WHAT YOU ARE ASKED TO DO: All of the material below is to be restated word for word, apart from the pictures.
───── DATA LINES
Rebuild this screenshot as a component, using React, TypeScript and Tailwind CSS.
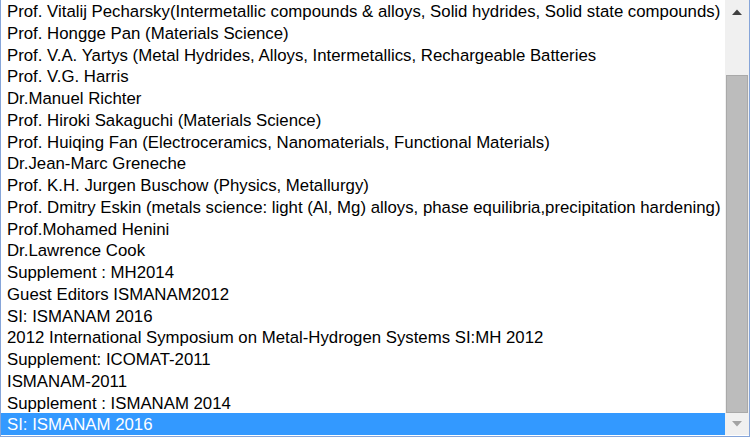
const editors = [
  "Prof. Vitalij Pecharsky(Intermetallic compounds & alloys, Solid hydrides, Solid state compounds)",
  "Prof. Hongge Pan (Materials Science)",
  "Prof. V.A. Yartys (Metal Hydrides, Alloys, Intermetallics, Rechargeable Batteries",
  "Prof. V.G. Harris",
  "Dr.Manuel Richter",
  "Prof. Hiroki Sakaguchi (Materials Science)",
  "Prof. Huiqing Fan (Electroceramics, Nanomaterials, Functional Materials)",
  "Dr.Jean-Marc Greneche",
  "Prof. K.H. Jurgen Buschow (Physics, Metallurgy)",
  "Prof. Dmitry Eskin (metals science: light (Al, Mg) alloys, phase equilibria,precipitation hardening)",
  "Prof.Mohamed Henini",
  "Dr.Lawrence Cook",
  "Supplement : MH2014",
  "Guest Editors ISMANAM2012",
  "SI: ISMANAM 2016",
  "2012 International Symposium on Metal-Hydrogen Systems SI:MH 2012",
  "Supplement: ICOMAT-2011",
  "ISMANAM-2011",
  "Supplement : ISMANAM 2014",
  "SI: ISMANAM 2016",
];

function Arrow({ up, disabled }: { up?: boolean; disabled?: boolean }) {
  return (
    <svg width="10" height="6" viewBox="0 0 10 6">
      <polygon
        points={up ? "0,6 10,6 5,0.5" : "0,0 10,0 5,5.5"}
        fill={disabled ? "#a3a3a3" : "#404040"}
      />
    </svg>
  );
}

export default function App() {
  const selected = editors.length - 1;

  return (
    <div className="w-[750px] h-[439px] bg-white">
      <div
        className="flex h-[437px] w-full border-l border-r border-b border-[#86a5d9] bg-white"
        style={{ fontFamily: '"Liberation Sans", Arial, sans-serif' }}
      >
        {/* Options */}
        <div className="flex flex-1 flex-col overflow-hidden">
          {editors.map((name, i) => (
            <div
              key={i}
              className={
                i === selected
                  ? "h-[21.75px] shrink-0 whitespace-nowrap bg-[#3399ff] pl-[6px] pt-[1px] text-[16.8px] leading-[21px] text-white"
                  : "h-[21.75px] shrink-0 whitespace-nowrap pl-[6px] pt-[1px] text-[16.8px] leading-[21px] text-black"
              }
            >
              {name}
            </div>
          ))}
        </div>

        {/* Scrollbar */}
        <div className="flex h-[435px] w-[24px] shrink-0 flex-col bg-[#f0f0f0]">
          <div className="flex h-[24px] items-center justify-center">
            <Arrow up />
          </div>
          <div className="mt-[51px] mx-[1px] h-[338px] border border-[#a9a9a9] bg-[#bcbcbc]" />
          <div className="flex flex-1 items-center justify-center">
            <Arrow disabled />
          </div>
        </div>
      </div>
    </div>
  );
}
──────────
RESULT BELOW:
Rebuild this screenshot as a component, using React, TypeScript and Tailwind CSS.
const editors = [
  "Prof. Vitalij Pecharsky(Intermetallic compounds & alloys, Solid hydrides, Solid state compounds)",
  "Prof. Hongge Pan (Materials Science)",
  "Prof. V.A. Yartys (Metal Hydrides, Alloys, Intermetallics, Rechargeable Batteries",
  "Prof. V.G. Harris",
  "Dr.Manuel Richter",
  "Prof. Hiroki Sakaguchi (Materials Science)",
  "Prof. Huiqing Fan (Electroceramics, Nanomaterials, Functional Materials)",
  "Dr.Jean-Marc Greneche",
  "Prof. K.H. Jurgen Buschow (Physics, Metallurgy)",
  "Prof. Dmitry Eskin (metals science: light (Al, Mg) alloys, phase equilibria,precipitation hardening)",
  "Prof.Mohamed Henini",
  "Dr.Lawrence Cook",
  "Supplement : MH2014",
  "Guest Editors ISMANAM2012",
  "SI: ISMANAM 2016",
  "2012 International Symposium on Metal-Hydrogen Systems SI:MH 2012",
  "Supplement: ICOMAT-2011",
  "ISMANAM-2011",
  "Supplement : ISMANAM 2014",
  "SI: ISMANAM 2016",
];

function Arrow({ up, disabled }: { up?: boolean; disabled?: boolean }) {
  return (
    <svg width="10" height="6" viewBox="0 0 10 6">
      <polygon
        points={up ? "0,6 10,6 5,0.5" : "0,0 10,0 5,5.5"}
        fill={disabled ? "#a3a3a3" : "#404040"}
      />
    </svg>
  );
}

export default function App() {
  const selected = editors.length - 1;

  return (
    <div className="w-[750px] h-[439px] bg-white">
      <div
        className="flex h-[437px] w-full border-l border-r border-b border-[#86a5d9] bg-white"
        style={{ fontFamily: '"Liberation Sans", Arial, sans-serif' }}
      >
        {/* Options */}
        <div className="flex flex-1 flex-col overflow-hidden">
          {editors.map((name, i) => (
            <div
              key={i}
              className={
                i === selected
                  ? "h-[21.75px] shrink-0 whitespace-nowrap bg-[#3399ff] pl-[6px] pt-[1px] text-[16.8px] leading-[21px] text-white"
                  : "h-[21.75px] shrink-0 whitespace-nowrap pl-[6px] pt-[1px] text-[16.8px] leading-[21px] text-black"
              }
            >
              {name}
            </div>
          ))}
        </div>

        {/* Scrollbar */}
        <div className="flex h-[435px] w-[24px] shrink-0 flex-col bg-[#f0f0f0]">
          <div className="flex h-[24px] items-center justify-center">
            <Arrow up />
          </div>
          <div className="mt-[51px] mx-[1px] h-[338px] border border-[#a9a9a9] bg-[#bcbcbc]" />
          <div className="flex flex-1 items-center justify-center">
            <Arrow disabled />
          </div>
        </div>
      </div>
    </div>
  );
}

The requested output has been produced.